Ida Bagus Putu Madeg, S.H., M.H., menekankan pentingnya keterlibatan tiga pihak dalam setiap investasi pariwisata di Bali, yakni investor, pemilik lahan, dan masyarakat desa adat. Tanpa kolaborasi itu, ia mengingatkan bahwa hubungan antara investor dan masyarakat adat dapat terganggu dan memicu kekacauan. Ia menyebutkan beberapa kasus yang pernah terdengar, termasuk di wilayah Ubud, di mana kehadiran tamu atau pendatang yang tidak memahami budaya lokal menimbulkan ketidaknyamanan hingga gesekan sosial.
Menurutnya, persoalan ini tidak bisa sepenuhnya dibebankan kepada pemerintah maupun dilepas kepada masyarakat pemilik lahan. Ia menilai perlunya koordinasi yang solid di masing-masing wilayah agar desa wisata berkembang secara sinkron. Dengan demikian, desa adat dapat maju bersama, investor dapat menjalankan usaha dengan nyaman, dan masyarakat memperoleh manfaat melalui peluang kerja maupun pemanfaatan lahan yang sebelumnya tidak produktif.
Ida Bagus Putu Madeg, S.H., M.H., juga menyoroti pentingnya memperkuat hubungan antara pemerintah pusat, daerah, dan desa adat. Ia menilai Dinas Pariwisata perlu aktif menanamkan pemahaman kepada para pelaku pembangunan tentang pentingnya menghormati hukum adat. Ketidakjelasan kesepakatan sejak awal, katanya, akan menimbulkan persoalan besar ketika bangunan sudah berdiri dan investasi terlanjur dikeluarkan, sehingga penyelesaiannya menjadi rumit.
Ia mengajak seluruh masyarakat Bali untuk menjaga keberlanjutan nilai adat sebagai identitas utama Pulau Dewata.
“Siapa lagi yang menghargai hukum adat kalau bukan kita masyarakat Bali sendiri.

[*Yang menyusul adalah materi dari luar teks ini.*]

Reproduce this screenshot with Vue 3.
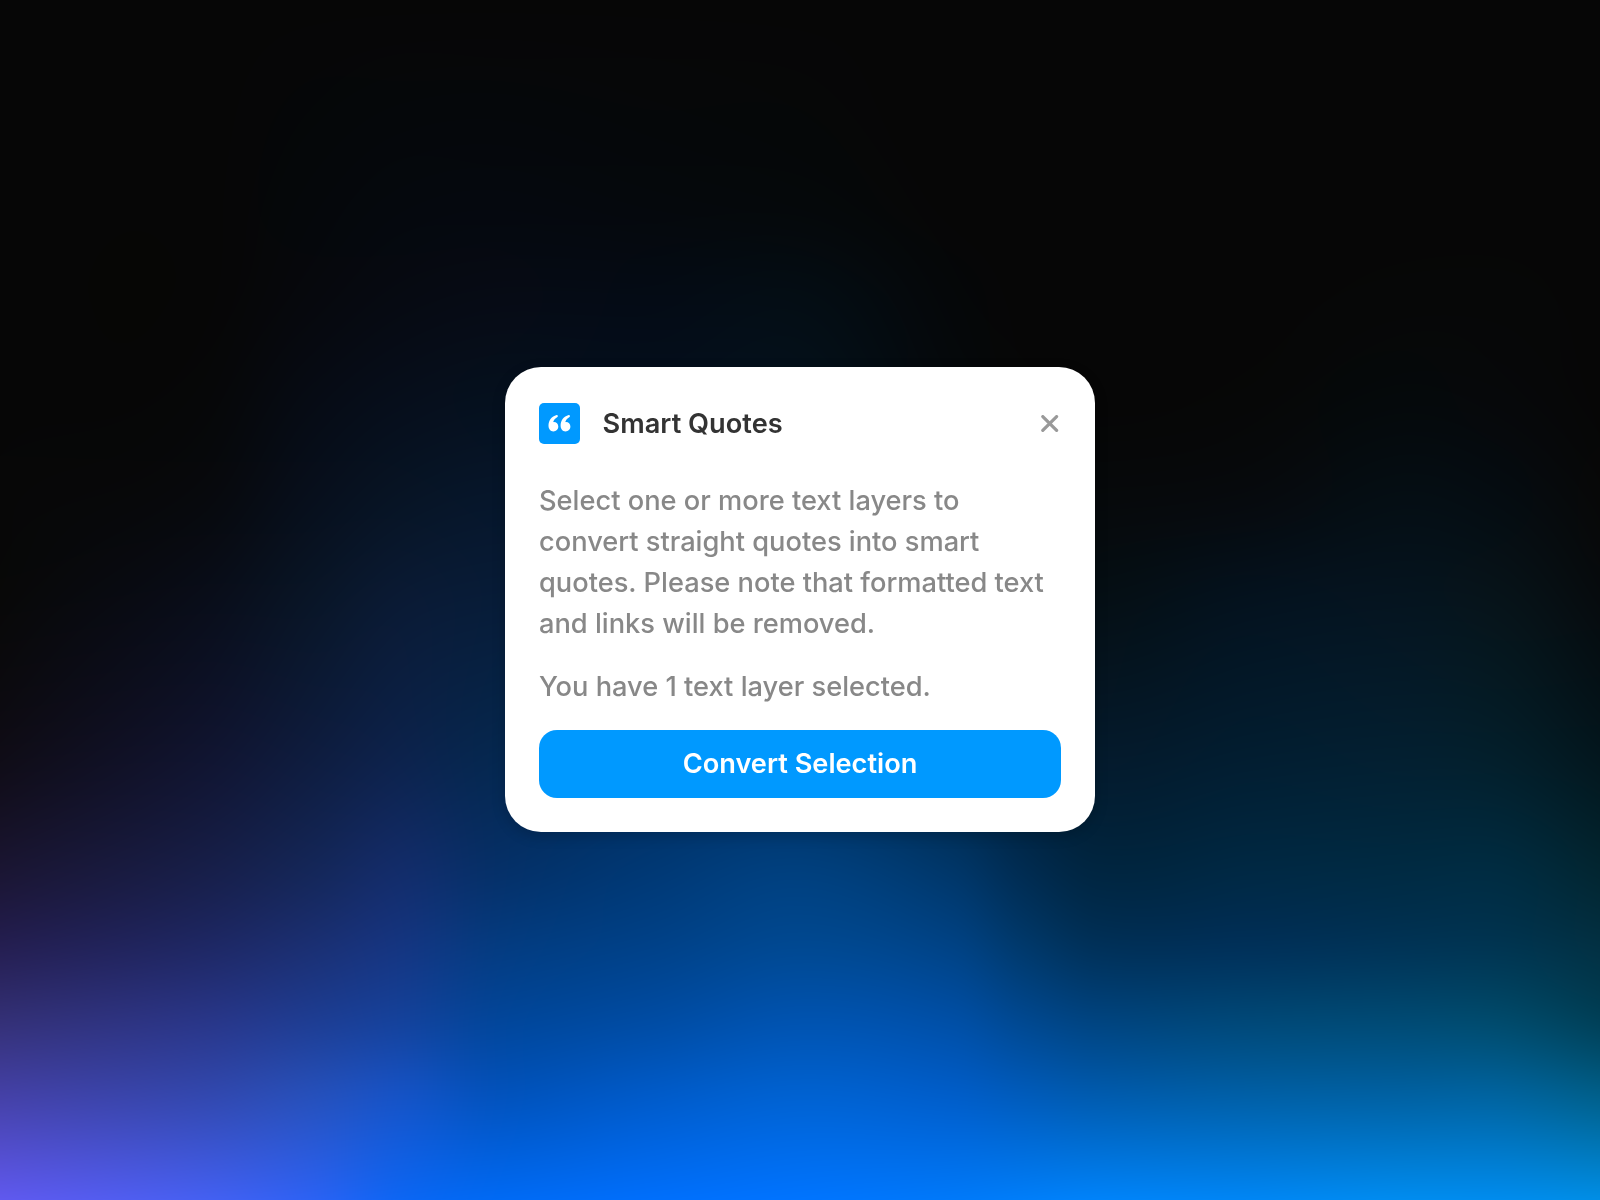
<script setup>
import { onMounted, ref } from 'vue'

const WIDTH = 1600
const HEIGHT = 1200

// Backdrop colour mesh: [x, one colour per row], blended with cubic curves in both directions.
const rows = [0, 200, 300, 400, 500, 600, 753, 868, 944, 1021, 1097, 1200]
const mesh = [
  [0, ['060606', '060606', '060606', '060606', '070707', '080808', '0f0c16', '1a1532', '241e50', '343077', '4541a8', '6059ef']],
  [200, ['060606', '060606', '060606', '060708', '07090d', '090d19', '10142f', '171e48', '1e2763', '293688', '3348b0', '4560f2']],
  [310, ['060606', '05070a', '06080d', '060b14', '070f1c', '091527', '0e1c3e', '142658', '1a2f72', '1e3d93', '2650bc', '2c62f4']],
  [400, ['060606', '05080d', '060a12', '060e1b', '071425', '0a1a34', '0c224b', '122c69', '143580', '14429c', '1553c6', '0d66f4']],
  [500, ['060606', '05080e', '060b15', '05101e', '06162b', '071c38', '05274f', '053068', '043b80', '02469b', '0253be', '006af5']],
  [650, ['060606', '05080c', '040b15', '040f1e', '05152b', '051d3c', '042c5a', '003874', '004188', '004ca4', '005bca', '006ffc']],
  [800, ['060606', '05080a', '040d14', '04111c', '051828', '062038', '042d59', '003f7d', '004891', '0053b0', '0062d2', '0074ff']],
  [950, ['060606', '060606', '050709', '05090c', '060c12', '06111e', '042440', '003668', '004284', '004fa6', '005eca', '0079fa']],
  [1025, ['060606', '060606', '060606', '060707', '06090c', '060f18', '041d33', '002b50', '00386a', '004890', '005cbc', '007efa']],
  [1100, ['060606', '060606', '060606', '060606', '06090b', '050f15', '041a2c', '002540', '003058', '004480', '005cb0', '0083fa']],
  [1250, ['060606', '060606', '060606', '060707', '060a0e', '04121e', '021d30', '002843', '003058', '004878', '0060a8', '0086f5']],
  [1400, ['060606', '060606', '060707', '05090b', '050e14', '05141f', '031f30', '002a42', '003355', '004a74', '0062a4', '008cf0']],
  [1500, ['060606', '060606', '060707', '06080a', '050c11', '061319', '031e2a', '002b40', '003450', '004a6c', '0064a0', '008cee']],
  [1600, ['060606', '060606', '060606', '060606', '070808', '060b0e', '03161d', '022530', '023042', '004058', '00608c', '008ee6']]
].map(([x, colors]) => [x, colors.map((c) => [0, 2, 4].map((i) => parseInt(c.slice(i, i + 2), 16)))])

// Samples a smooth curve through (stops[i], values[i]) at every whole pixel.
function curve(stops, values, length) {
  const last = stops.length - 1
  const slope = (i) => {
    const a = Math.max(i - 1, 0)
    const b = Math.min(i + 1, last)
    return (values[b] - values[a]) / (stops[b] - stops[a])
  }
  const out = new Float32Array(length)
  let k = 0
  for (let p = 0; p < length; p++) {
    while (k < last - 1 && p >= stops[k + 1]) k++
    const h = stops[k + 1] - stops[k]
    const t = (p - stops[k]) / h
    const t2 = t * t
    const t3 = t2 * t
    out[p] =
      (2 * t3 - 3 * t2 + 1) * values[k] +
      (t3 - 2 * t2 + t) * h * slope(k) +
      (3 * t2 - 2 * t3) * values[k + 1] +
      (t3 - t2) * h * slope(k + 1)
  }
  return out
}

const backdrop = ref(null)

onMounted(() => {
  const context = backdrop.value.getContext('2d')
  const image = context.createImageData(WIDTH, HEIGHT)
  const stopsX = mesh.map(([x]) => x)
  for (let channel = 0; channel < 3; channel++) {
    const columns = mesh.map(([, colors]) => curve(rows, colors.map((c) => c[channel]), HEIGHT))
    for (let y = 0; y < HEIGHT; y++) {
      const line = curve(stopsX, columns.map((c) => c[y]), WIDTH)
      for (let x = 0; x < WIDTH; x++) image.data[(y * WIDTH + x) * 4 + channel] = line[x]
    }
  }
  for (let i = 3; i < image.data.length; i += 4) image.data[i] = 255
  context.putImageData(image, 0, 0)
})
</script>

<template>
  <main class="stage">
    <canvas ref="backdrop" class="backdrop" :width="WIDTH" :height="HEIGHT" aria-hidden="true"></canvas>
    <section class="card">
      <header class="header">
        <span class="logo">
          <svg width="41" height="41" viewBox="0 0 41 41" fill="#fff">
            <path d="M17.6 12C12.7 13.4 9.5 17.4 9.5 22.6C9.5 26.1 11.4 28.4 14.4 28.4C17.2 28.4 19.3 26.4 19.3 23.6C19.3 21 17.4 19.1 14.9 19.1C14.6 19.1 14.3 19.1 14.1 19.2C14.7 17.1 16.2 15.4 18.1 14.3C19.4 13.5 18.9 11.7 17.6 12Z" />
            <path d="M29.7 12C24.8 13.4 21.6 17.4 21.6 22.6C21.6 26.1 23.5 28.4 26.5 28.4C29.3 28.4 31.4 26.4 31.4 23.6C31.4 21 29.5 19.1 27 19.1C26.7 19.1 26.4 19.1 26.2 19.2C26.8 17.1 28.3 15.4 30.2 14.3C31.5 13.5 31 11.7 29.7 12Z" />
          </svg>
        </span>
        <h1 class="title">Smart Quotes</h1>
        <button class="close" aria-label="Close">
          <svg width="18" height="18" viewBox="0 0 18 18" fill="none" stroke="#999" stroke-width="3.2" stroke-linecap="round">
            <path d="M1.8 1.6L15.6 15.4M15.6 1.6L1.8 15.4" />
          </svg>
        </button>
      </header>
      <p class="text">Select one or more text layers to<br />convert straight quotes into smart<br />quotes. Please note that formatted text<br />and links will be removed.</p>
      <p class="text status">You have 1 text layer selected.</p>
      <button class="convert">Convert Selection</button>
    </section>
  </main>
</template>

<style>
body {
  margin: 0;
  background: #060606;
}
</style>

<style scoped>
.stage {
  position: relative;
  display: flex;
  align-items: flex-start;
  justify-content: center;
  box-sizing: border-box;
  width: 1600px;
  height: 1200px;
  padding-top: 367px;
  overflow: hidden;
  font-family: Inter, "Liberation Sans", sans-serif;
}
.backdrop {
  position: absolute;
  inset: 0;
}
.card {
  position: relative;
  box-sizing: border-box;
  display: flex;
  flex-direction: column;
  width: 590px;
  height: 465px;
  padding: 36px 34px 34px;
  border-radius: 36px;
  background: #fff;
  box-shadow: 0 4px 14px rgba(0, 0, 0, 0.18);
}
.header {
  display: flex;
  align-items: center;
  height: 41px;
}
.logo {
  width: 41px;
  height: 41px;
  border-radius: 5px;
  background: #09f;
}
.logo svg,
.close svg {
  display: block;
}
.title {
  margin: 0 auto 0 22.6px;
  color: #333;
  font-size: 27.2px;
  font-weight: 600;
  line-height: 41px;
}
.close {
  padding: 0;
  margin-right: 2px;
  border: 0;
  background: none;
}
.text {
  margin: 36px 0 0;
  color: #888;
  font-size: 27.24px;
  font-weight: 500;
  line-height: 41px;
  white-space: nowrap;
}
.status {
  margin-top: 22px;
}
.convert {
  height: 68px;
  margin-top: auto;
  padding: 0 0 2px;
  border: 0;
  border-radius: 18px;
  background: #09f;
  color: #fff;
  font: 600 27.2px Inter, "Liberation Sans", sans-serif;
}
</style>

Karena itu, marilah semeton Bali untuk bersama-sama menjaga Bali,” serunya.
Ida Bagus Putu Madeg, S.H., M.H., mengingatkan bahwa tidak semua pendatang datang dengan niat baik, dan sebagian berpotensi menggerus keberadaan desa adat. Tanpa antisipasi yang kuat, ia khawatir budaya dan tradisi Bali yang dikagumi dunia bisa terkikis perlahan.
"Tidak semua pendatang datang dengan niat baik, ada pula yang berpotensi mengurangi keberadaan desa adat. Jika tidak diantisipasi, budaya dan tradisi yang selama ini dikagumi dunia bisa terkikis perlahan," pungkasnya.